Вслед за Й. Хейзингой Р. Кайуа признает за игрой ее созидательную силу, но не считает ее главной и изначальной движущей силой цивилизации: «…вопрос о том, что чему предшествовало – игра или серьезная структура, – представляется достаточно праздным. Объяснять игру исходя из законов, обычаев… или наоборот, объяснять юриспруденцию, литургию, правила стратегии… исходя из духа игры – две взаимодополнительных равно плодотворных операции…» (Кайуа 2007: 93). Важно, что игра – «единосущна культуре», и Р. Кайуа предлагает взять ее в качестве метода исследования, своего рода призмы, сквозь которую можно рассматривать все протекающие в культуре процессы.

Всё свое исследование игр Й. Хейзинга строит только на агонических играх, азартные же и иные игры остаются вне сферы его внимания, и Р. Кайуа отмечает это ограничение “Homo ludens”. Но так же, как и Й. Хейзинга, Р. Кайуа отказывается от поисков прямой целесообразности игры и ищет ее высший смысл.

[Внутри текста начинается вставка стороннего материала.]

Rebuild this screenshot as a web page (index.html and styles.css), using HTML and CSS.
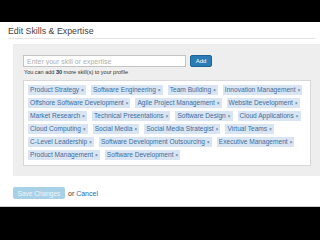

На первый взгляд, игра беспечна и бесплодна, «…фундаментальная “пустота” игры – черта, которая более всего вредит ее репутации» (Кайуа 2007: 33). Она может разорять или приносить сказочное богатство, но она при этом абсолютно непроизводительна. В отличие от труда или искусства в игре не возникает ничего нового: не собирается урожай, не создаются шедевры, не растет капитал, игра не производит никаких новых благ и не создает богатства, максимум, что происходит – это перемещение собственности из одних рук в другие. В конце партии всё начинается заново (Там же: 45).

Но все это только внешняя и сиюминутная трактовка игры. Пусть игра бесполезна и бесплодна в повседневном смысле, но раз она универсальна, неискоренима и прорастает на любой историко-культурной почве – значит, она необходима. Только эта необходимость особого, неутилитарного порядка.

Значение игры можно понять лишь в совсем иных измерениях: в жизненном пространстве личности, которое она наполняет новыми смыслами; а также в пространстве глобального историко-культурного процесса, так как только в этом масштабе появляется возможность увидеть в игре важнейший источник динамических преобразований социокультурной системы.